* **PROBLEM TO WORK ON**: State how many lines in the records hold the word "styles", giving the number and no other text.

* **PROVIDED ENTRIES**:
________________________________________
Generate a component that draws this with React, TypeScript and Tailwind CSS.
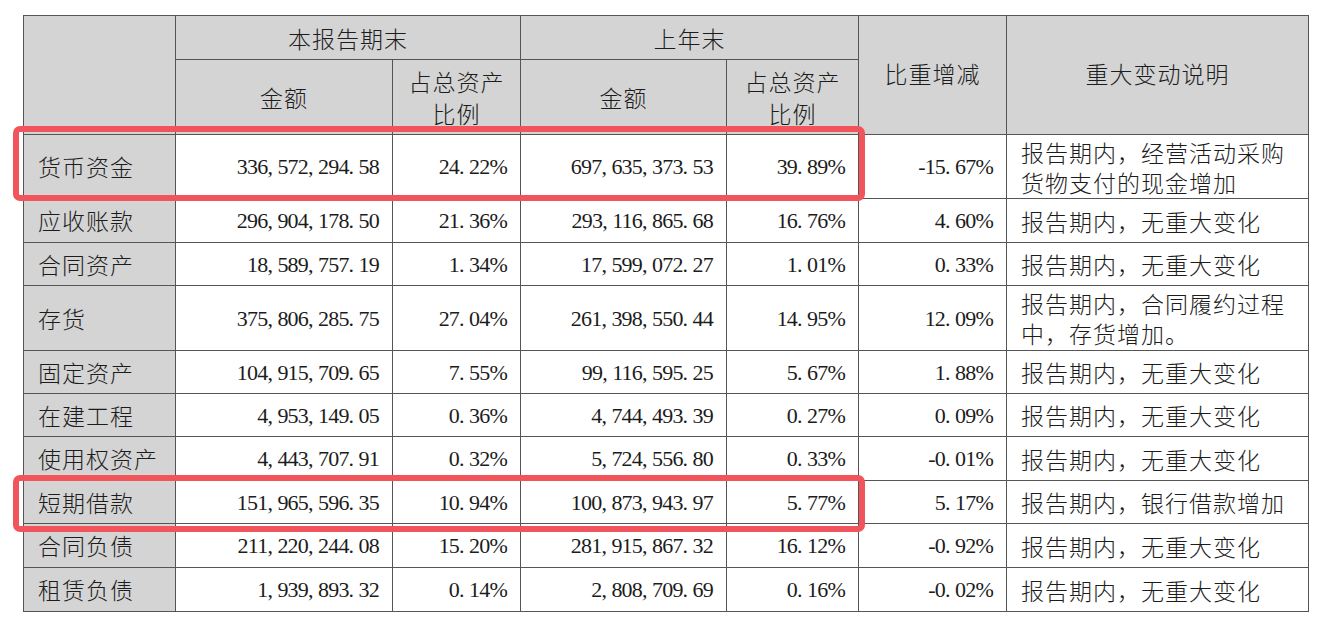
________________________________________
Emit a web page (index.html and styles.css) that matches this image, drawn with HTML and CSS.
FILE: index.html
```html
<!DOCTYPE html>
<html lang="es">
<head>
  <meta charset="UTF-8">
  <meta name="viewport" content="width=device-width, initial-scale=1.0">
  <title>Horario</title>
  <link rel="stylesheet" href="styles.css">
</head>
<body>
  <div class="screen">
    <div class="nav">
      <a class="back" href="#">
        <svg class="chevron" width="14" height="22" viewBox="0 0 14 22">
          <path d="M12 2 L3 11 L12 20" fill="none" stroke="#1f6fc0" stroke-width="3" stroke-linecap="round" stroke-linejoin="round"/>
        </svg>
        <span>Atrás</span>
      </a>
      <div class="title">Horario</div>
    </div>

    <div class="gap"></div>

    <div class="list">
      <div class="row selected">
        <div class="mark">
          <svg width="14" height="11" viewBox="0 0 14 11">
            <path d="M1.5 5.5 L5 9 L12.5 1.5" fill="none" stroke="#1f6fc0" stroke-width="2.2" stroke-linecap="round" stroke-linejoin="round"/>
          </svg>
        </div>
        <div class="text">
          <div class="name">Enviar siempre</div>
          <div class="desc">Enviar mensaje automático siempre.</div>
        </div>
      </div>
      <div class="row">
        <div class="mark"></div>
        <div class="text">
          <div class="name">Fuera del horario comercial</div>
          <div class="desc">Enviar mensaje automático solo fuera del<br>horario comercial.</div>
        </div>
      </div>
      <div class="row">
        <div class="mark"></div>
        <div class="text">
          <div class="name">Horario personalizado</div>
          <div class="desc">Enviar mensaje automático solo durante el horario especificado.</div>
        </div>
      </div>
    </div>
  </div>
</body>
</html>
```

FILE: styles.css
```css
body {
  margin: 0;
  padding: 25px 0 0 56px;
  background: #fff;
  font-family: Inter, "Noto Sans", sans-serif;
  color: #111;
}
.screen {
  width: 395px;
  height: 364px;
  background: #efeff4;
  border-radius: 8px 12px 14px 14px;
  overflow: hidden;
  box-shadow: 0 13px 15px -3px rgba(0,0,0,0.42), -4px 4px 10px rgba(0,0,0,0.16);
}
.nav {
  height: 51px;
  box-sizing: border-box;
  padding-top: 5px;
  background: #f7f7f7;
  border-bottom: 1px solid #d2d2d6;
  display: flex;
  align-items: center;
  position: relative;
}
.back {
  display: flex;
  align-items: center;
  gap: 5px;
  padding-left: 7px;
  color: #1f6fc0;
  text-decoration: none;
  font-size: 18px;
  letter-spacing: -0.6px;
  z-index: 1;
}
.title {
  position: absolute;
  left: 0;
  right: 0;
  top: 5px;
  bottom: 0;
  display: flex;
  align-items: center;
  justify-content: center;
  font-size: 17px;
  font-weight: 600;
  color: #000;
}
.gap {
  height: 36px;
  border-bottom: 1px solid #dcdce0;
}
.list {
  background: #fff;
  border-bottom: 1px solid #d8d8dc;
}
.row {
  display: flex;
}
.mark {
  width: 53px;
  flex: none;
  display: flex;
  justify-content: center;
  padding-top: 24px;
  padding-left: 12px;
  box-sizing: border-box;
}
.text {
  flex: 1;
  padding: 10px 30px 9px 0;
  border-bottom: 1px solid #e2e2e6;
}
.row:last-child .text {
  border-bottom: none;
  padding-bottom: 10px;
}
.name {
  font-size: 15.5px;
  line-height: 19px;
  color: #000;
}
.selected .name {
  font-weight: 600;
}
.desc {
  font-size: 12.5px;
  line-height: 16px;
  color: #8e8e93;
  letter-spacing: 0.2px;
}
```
________________________________________
* **PROBLEM SOLUTION**: 3